Pull out every line containing the string "with".

----- Entries supplied -----

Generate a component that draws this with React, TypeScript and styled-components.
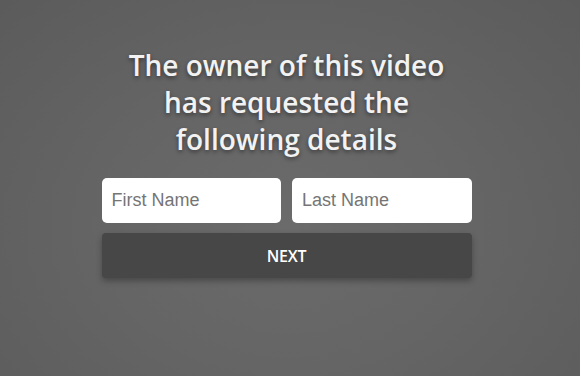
import styled, {createGlobalStyle} from "styled-components";

const GlobalStyle = createGlobalStyle`
    html, body {
        margin: 0;
        padding: 0;
        height: 100%;
    }

    body {
        font-family: "Open Sans", "Liberation Sans", sans-serif;
    }
`

const StyledPageDiv = styled.div`
    box-sizing: border-box;
    width: 100%;
    height: 376px;
    padding: 47px 7px 0 0;
    display: flex;
    justify-content: center;
    background: radial-gradient(ellipse at 50% 60%, #6b6b6b 0%, #656565 45%, #5b5b5b 100%);
`

const StyledFormDiv = styled.div`
    width: 370px;
    display: flex;
    flex-direction: column;
    align-items: center;
`

const StyledTitleH1 = styled.h1`
    margin: 0 0 20px;
    max-width: 340px;
    font-size: 28px;
    font-weight: 600;
    line-height: 37px;
    text-align: center;
    color: #f2f2f2;
    text-shadow: 0 2px 4px rgba(0, 0, 0, 0.45);
`

const StyledNameRowDiv = styled.div`
    width: 100%;
    display: grid;
    grid-template-columns: 1fr 1fr;
    gap: 11px;
`

const StyledInput = styled.input`
    box-sizing: border-box;
    width: 100%;
    height: 45px;
    padding: 0 10px;
    border: none;
    border-radius: 5px;
    background: #fff;
    font-family: "Liberation Sans", Arial, sans-serif;
    font-size: 18px;
    color: #333;
    outline: none;

    &::placeholder {
        color: #757575;
    }
`

const StyledNextButton = styled.button`
    box-sizing: border-box;
    width: 100%;
    height: 45px;
    margin-top: 10px;
    border: none;
    border-radius: 4px;
    background: #474747;
    color: #fff;
    font-family: "Open Sans", sans-serif;
    font-size: 16px;
    font-weight: 600;
    letter-spacing: -0.3px;
    cursor: pointer;
    box-shadow: 0 3px 6px rgba(0, 0, 0, 0.3);
`

export default function App() {
    return <>
        <GlobalStyle/>
        <StyledPageDiv>
            <StyledFormDiv>
                <StyledTitleH1>The owner of this video has requested the following details</StyledTitleH1>
                <StyledNameRowDiv>
                    <StyledInput type="text" placeholder="First Name"/>
                    <StyledInput type="text" placeholder="Last Name"/>
                </StyledNameRowDiv>
                <StyledNextButton>NEXT</StyledNextButton>
            </StyledFormDiv>
        </StyledPageDiv>
    </>
}
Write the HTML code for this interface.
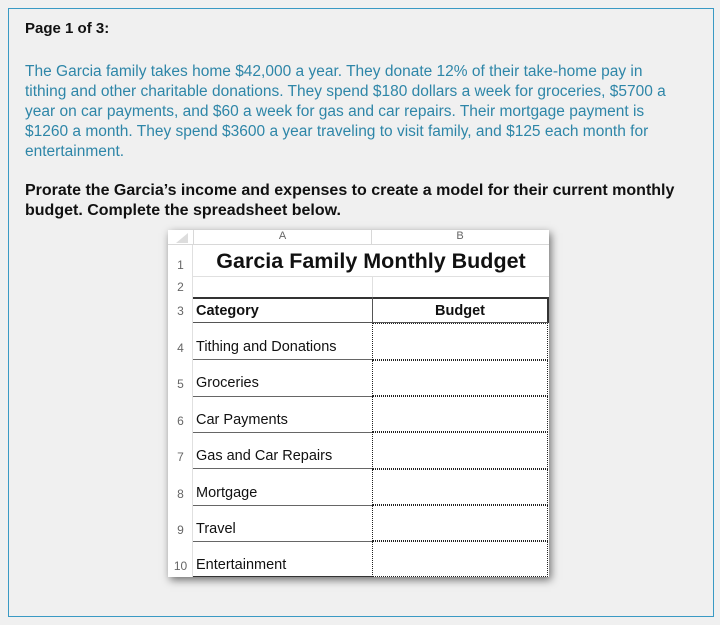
<!DOCTYPE html>
<html><head><style>
body{margin:0;width:720px;height:625px;background:#f0f0f0;font-family:"Liberation Sans",sans-serif;position:relative;overflow:hidden}
.frame{position:absolute;left:8px;top:8px;width:706px;height:609px;border:1px solid #3a9ac4;box-sizing:border-box}
.t{position:absolute;left:25px;white-space:nowrap;font-size:15px}
.h{top:20px;font-weight:bold;color:#111}
.p{top:62px;color:#2e86a8;line-height:20px;font-size:15.5px}
.b{top:181px;font-weight:bold;color:#111;line-height:20px;font-size:16px}
.ss{position:absolute;left:168px;top:230px;width:381px;height:347px;background:#fff;box-shadow:2px 3px 8px rgba(0,0,0,.55)}
.ss div{position:absolute;box-sizing:border-box}
.rn{left:0;width:25px;color:#666;font-size:12px;text-align:center}
.ca{left:25px;width:179px;font-size:14.5px;color:#111;padding-left:3px}
.cb{left:204px;width:176px;border:1px dotted #222}
</style></head><body>
<div class="frame"></div>
<div class="t h">Page 1 of 3:</div>
<div class="t p">The Garcia family takes home $42,000 a year. They donate 12% of their take-home pay in<br>tithing and other charitable donations. They spend $180 dollars a week for groceries, $5700 a<br>year on car payments, and $60 a week for gas and car repairs. Their mortgage payment is<br>$1260 a month. They spend $3600 a year traveling to visit family, and $125 each month for<br>entertainment.</div>
<div class="t b">Prorate the Garcia’s income and expenses to create a model for their current monthly<br>budget. Complete the spreadsheet below.</div>
<div class="ss">
<div style="left:0;top:0;width:381px;height:15px;border-bottom:1px solid #d8d8d8;background:#fff"></div>
<div style="left:8px;top:3px;width:0;height:0;border-left:12px solid transparent;border-bottom:10px solid #ddd"></div>
<div style="left:25px;top:0;width:179px;height:15px;text-align:center;font-size:11px;color:#666;border-left:1px solid #d8d8d8;border-right:1px solid #d8d8d8">A</div>
<div style="left:204px;top:0;width:176px;height:15px;text-align:center;font-size:11px;color:#666">B</div>
<div style="left:24px;top:15px;width:1px;height:332px;background:#e0e0e0"></div>
<div class="rn" style="top:28px">1</div>
<div style="left:25px;top:15px;width:356px;height:32px;text-align:center;font-weight:bold;font-size:21.5px;line-height:32px;color:#111;border-bottom:1px solid #e0e0e0">Garcia Family Monthly Budget</div>
<div class="rn" style="top:50px">2</div>
<div style="left:204px;top:47px;width:1px;height:20px;background:#e0e0e0"></div>
<div style="left:25px;top:67px;width:356px;height:26px;border-top:2px solid #333;border-bottom:1px solid #555;border-right:2px solid #333"></div>
<div style="left:204px;top:67px;width:1px;height:26px;background:#555"></div>
<div class="rn" style="top:74px">3</div>
<div class="ca" style="top:73px;font-weight:bold">Category</div>
<div style="left:204px;top:73px;width:176px;text-align:center;font-weight:bold;font-size:14.5px;color:#111">Budget</div>
<div class="rn" style="top:111px">4</div><div class="ca" style="top:109px">Tithing and Donations</div>
<div class="rn" style="top:147px">5</div><div class="ca" style="top:145px">Groceries</div>
<div class="rn" style="top:184px">6</div><div class="ca" style="top:182px">Car Payments</div>
<div class="rn" style="top:220px">7</div><div class="ca" style="top:218px">Gas and Car Repairs</div>
<div class="rn" style="top:257px">8</div><div class="ca" style="top:255px">Mortgage</div>
<div class="rn" style="top:293px">9</div><div class="ca" style="top:291px">Travel</div>
<div class="rn" style="top:329px">10</div><div class="ca" style="top:327px">Entertainment</div>
<div style="left:25px;top:129px;width:179px;height:1px;background:#666"></div>
<div style="left:25px;top:166px;width:179px;height:1px;background:#666"></div>
<div style="left:25px;top:202px;width:179px;height:1px;background:#666"></div>
<div style="left:25px;top:238px;width:179px;height:1px;background:#666"></div>
<div style="left:25px;top:275px;width:179px;height:1px;background:#666"></div>
<div style="left:25px;top:311px;width:179px;height:1px;background:#666"></div>
<div style="left:25px;top:346px;width:179px;height:1px;background:#333"></div>
<div class="cb" style="top:93px;height:37px"></div>
<div class="cb" style="top:130px;height:36px"></div>
<div class="cb" style="top:166px;height:36px"></div>
<div class="cb" style="top:202px;height:37px"></div>
<div class="cb" style="top:239px;height:36px"></div>
<div class="cb" style="top:275px;height:36px"></div>
<div class="cb" style="top:311px;height:36px"></div>
</div>
</body></html>
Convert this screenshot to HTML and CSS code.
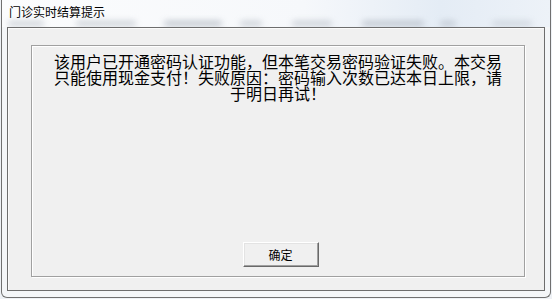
FILE: index.html
```html
<!DOCTYPE html>
<html lang="zh-CN">
<head>
<meta charset="utf-8">
<title>门诊实时结算提示</title>
<link rel="stylesheet" href="styles.css">
</head>
<body>
<div class="window">
  <div class="titlebar">
    <div class="title">门诊实时结算提示</div>
    <div class="glass">
      <span class="blob b1"></span>
      <span class="blob b2"></span>
      <span class="blob b3"></span>
      <span class="blob b4"></span>
      <span class="blob b5"></span>
      <span class="blob b6"></span>
      <span class="blob b7"></span>
      <span class="blob b8"></span>
    </div>
  </div>
  <div class="client">
    <div class="panel">
      <p class="message">该用户已开通密码认证功能，但本笔交易密码验证失败。本交易只能使用现金支付！失败原因：密码输入次数已达本日上限，请于明日再试！</p>
      <div class="actions">
        <button class="btn">确定</button>
      </div>
    </div>
  </div>
</div>
</body>
</html>
```

FILE: styles.css
```css
html, body {
  margin: 0;
  padding: 0;
  width: 552px;
  height: 299px;
  overflow: hidden;
  background: #eef1f5;
}
body {
  font-family: "Noto Sans CJK SC", "Noto Sans", sans-serif;
}
.window {
  margin-left: 1px;
  width: 548px;
  height: 297px;
  border: 1px solid #707070;
  border-top: none;
  border-radius: 0 0 6px 6px;
  background: #f4f6f8;
  display: flex;
  flex-direction: column;
}
.titlebar {
  height: 27px;
  background: linear-gradient(to right, #fbfcfd 0%, #f6f8fb 55%, #e4ecf5 80%, #edf2f8 100%);
  display: flex;
  flex-direction: column;
  overflow: hidden;
}
.title {
  font-size: 12px;
  line-height: 14px;
  height: 14px;
  padding: 5px 0 0 7px;
  color: #000;
}
.glass {
  display: flex;
  height: 8px;
  align-items: center;
  padding-left: 4px;
}
.blob {
  height: 5px;
  background: #a3abb6;
  filter: blur(3px);
  opacity: 0.55;
  border-radius: 3px;
}
.b1 { width: 36px; margin-left: 2px; }
.b2 { width: 60px; margin-left: 32px; }
.b3 { width: 58px; margin-left: 28px; opacity: 0.7; }
.b4 { width: 22px; margin-left: 18px; }
.b5 { width: 40px; margin-left: 30px; }
.b6 { width: 62px; margin-left: 30px; opacity: 0.65; }
.b7 { width: 16px; margin-left: 16px; }
.b8 { width: 40px; margin-left: 36px; opacity: 0.4; }
.client {
  margin: 0 5px;
  height: 262px;
  border: 1px solid #6d6d6d;
  background: #f0f0f0;
  display: flex;
  box-shadow: inset 1px 1px 0 #fbfbfb;
}
.panel {
  margin: 17px 19px 13px 23px;
  flex: 1;
  border: 1px solid #a0a0a0;
  box-shadow: 1px 1px 0 #ffffff, inset 1px 1px 0 #ffffff;
  display: flex;
  flex-direction: column;
}
.message {
  margin: 0;
  padding: 7px 20px 0 20px;
  font-size: 16px;
  line-height: 16px;
  color: #000;
  text-align: center;
}
.actions {
  margin-top: auto;
  padding: 0 0 9px 5px;
  display: flex;
  justify-content: center;
}
.btn {
  width: 76px;
  height: 25px;
  padding: 0;
  font-family: "Noto Sans CJK SC", "Noto Sans", sans-serif;
  font-size: 12px;
  line-height: 14px;
  color: #000;
  background: #f0f0f0;
  border: 1px solid;
  border-color: #ffffff #696969 #696969 #ffffff;
  box-shadow: inset -1px -1px 0 #a0a0a0, inset 1px 1px 0 #e3e3e3;
  border-radius: 0;
}
```
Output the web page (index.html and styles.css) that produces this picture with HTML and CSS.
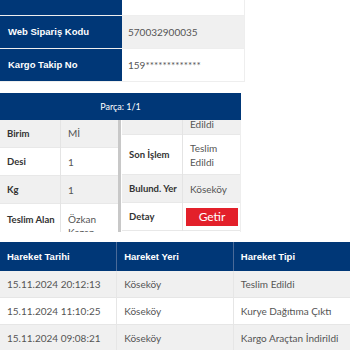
FILE: index.html
```html
<!DOCTYPE html>
<html lang="tr">
<head>
  <meta charset="UTF-8" />
  <title>Kargo Takip</title>
  <link rel="stylesheet" href="styles.css">
</head>
<body>
  <table class="info">
    <tr class="row-top">
      <td class="info-label"></td>
      <td class="info-value"></td>
    </tr>
    <tr class="row-gray">
      <td class="info-label">Web Sipariş Kodu</td>
      <td class="info-value">570032900035</td>
    </tr>
    <tr>
      <td class="info-label">Kargo Takip No</td>
      <td class="info-value">159*************</td>
    </tr>
  </table>

  <div class="parca">
    <div class="parca-head">Parça: 1/1</div>
    <div class="panels">
      <div class="panel panel-left">
        <table class="detail">
          <tr class="row-gray"><td class="d-label">Birim</td><td>Mİ</td></tr>
          <tr><td class="d-label">Desi</td><td>1</td></tr>
          <tr class="row-gray"><td class="d-label">Kg</td><td>1</td></tr>
          <tr><td class="d-label">Teslim Alan</td><td>Özkan Kazan</td></tr>
        </table>
      </div>
      <div class="scrollbar"></div>
      <div class="panel panel-right">
        <table class="detail">
          <tr class="row-gray row-cut"><td class="d-label"></td><td>Edildi</td></tr>
          <tr class="row-tall"><td class="d-label">Son İşlem</td><td>Teslim<br>Edildi</td></tr>
          <tr class="row-gray"><td class="d-label">Bulund. Yer</td><td>Köseköy</td></tr>
          <tr><td class="d-label">Detay</td><td><button class="getir">Getir</button></td></tr>
        </table>
      </div>
    </div>
  </div>

  <table class="moves">
    <thead>
      <tr>
        <th>Hareket Tarihi</th>
        <th>Hareket Yeri</th>
        <th>Hareket Tipi</th>
      </tr>
    </thead>
    <tbody>
      <tr class="row-gray"><td>15.11.2024 20:12:13</td><td>Köseköy</td><td>Teslim Edildi</td></tr>
      <tr><td>15.11.2024 11:10:25</td><td>Köseköy</td><td>Kurye Dağıtıma Çıktı</td></tr>
      <tr class="row-gray"><td>15.11.2024 09:08:21</td><td>Köseköy</td><td>Kargo Araçtan İndirildi</td></tr>
    </tbody>
  </table>
</body>
</html>
```
FILE: styles.css
```css
body {
  margin: 0;
  font-family: Lato, "Open Sans", sans-serif;
  font-size: 10px;
  color: #444;
  background: #fff;
}
table {
  border-collapse: collapse;
}
td, th {
  padding: 0;
  text-align: left;
  vertical-align: middle;
}
.row-gray {
  background: #f0f0f0;
}

/* top info block */
.info {
  width: 245px;
  border-right: 1px solid #eee;
}
.info tr {
  height: 33px;
  border-bottom: 1px solid #eee;
}
.info .row-top {
  height: 15px;
}
.info-label {
  width: 122px;
  background: #003777;
  color: #fff;
  font-family: "Liberation Sans", Arial, sans-serif;
  font-weight: bold;
  font-size: 9.5px;
  padding-left: 8px;
  box-sizing: border-box;
}
.info-value {
  padding-left: 6px;
  font-size: 10px;
  color: #555;
}

/* parca block */
.parca {
  width: 241px;
  margin-top: 11px;
}
.parca-head {
  height: 27px;
  line-height: 27px;
  background: #003777;
  color: #fff;
  text-align: center;
  font-size: 9px;
}
.panels {
  display: flex;
  height: 112px;
}
.panel {
  overflow: hidden;
}
.panel-left {
  width: 118px;
}
.scrollbar {
  width: 3px;
  background: #c8c8c8;
  margin-right: 1px;
}
.panel-right {
  flex: 1;
  border-right: 1px solid #eee;
}
.detail {
  width: 100%;
}
.detail tr {
  height: 28px;
  border-bottom: 1px solid #e8e8e8;
}
.detail td {
  padding-left: 7px;
  color: #555;
}
.detail td + td {
  border-left: 1px solid #e4e4e4;
}
.detail .d-label {
  width: 53px;
  font-weight: bold;
  color: #333;
  font-size: 9.5px;
}
.panel-left tr:last-child td {
  vertical-align: top;
  padding-top: 9px;
  line-height: 13px;
}
.row-cut {
  height: 15px !important;
}
.row-cut td {
  vertical-align: top;
  line-height: 9px;
}
.detail .row-tall {
  height: 40px;
  line-height: 14px;
}
.getir {
  display: block;
  width: 52px;
  height: 18px;
  margin-left: -4px;
  border: none;
  background: #e3202a;
  color: #fff;
  font-family: Lato, sans-serif;
  font-size: 12px;
  padding: 0;
}

/* hareket table */
.moves {
  width: 350px;
  margin-top: 10px;
  table-layout: fixed;
}
.moves th {
  height: 29px;
  background: #003777;
  color: #fff;
  font-family: "Liberation Sans", Arial, sans-serif;
  font-weight: bold;
  font-size: 9.5px;
  padding-left: 7px;
  border-left: 1px solid #4a6a98;
}
.moves th:first-child {
  border-left: none;
}
.moves td {
  height: 26px;
  padding-left: 7px;
  border-left: 1px solid #e6e6e6;
  border-bottom: 1px solid #e6e6e6;
  color: #555;
}
.moves td:first-child {
  border-left: none;
}
```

-----

_Complete response_.
Generate a component that draws this with React, TypeScript and styled-components.
Output the web page (index.html and styles.css) that produces this picture with HTML and CSS.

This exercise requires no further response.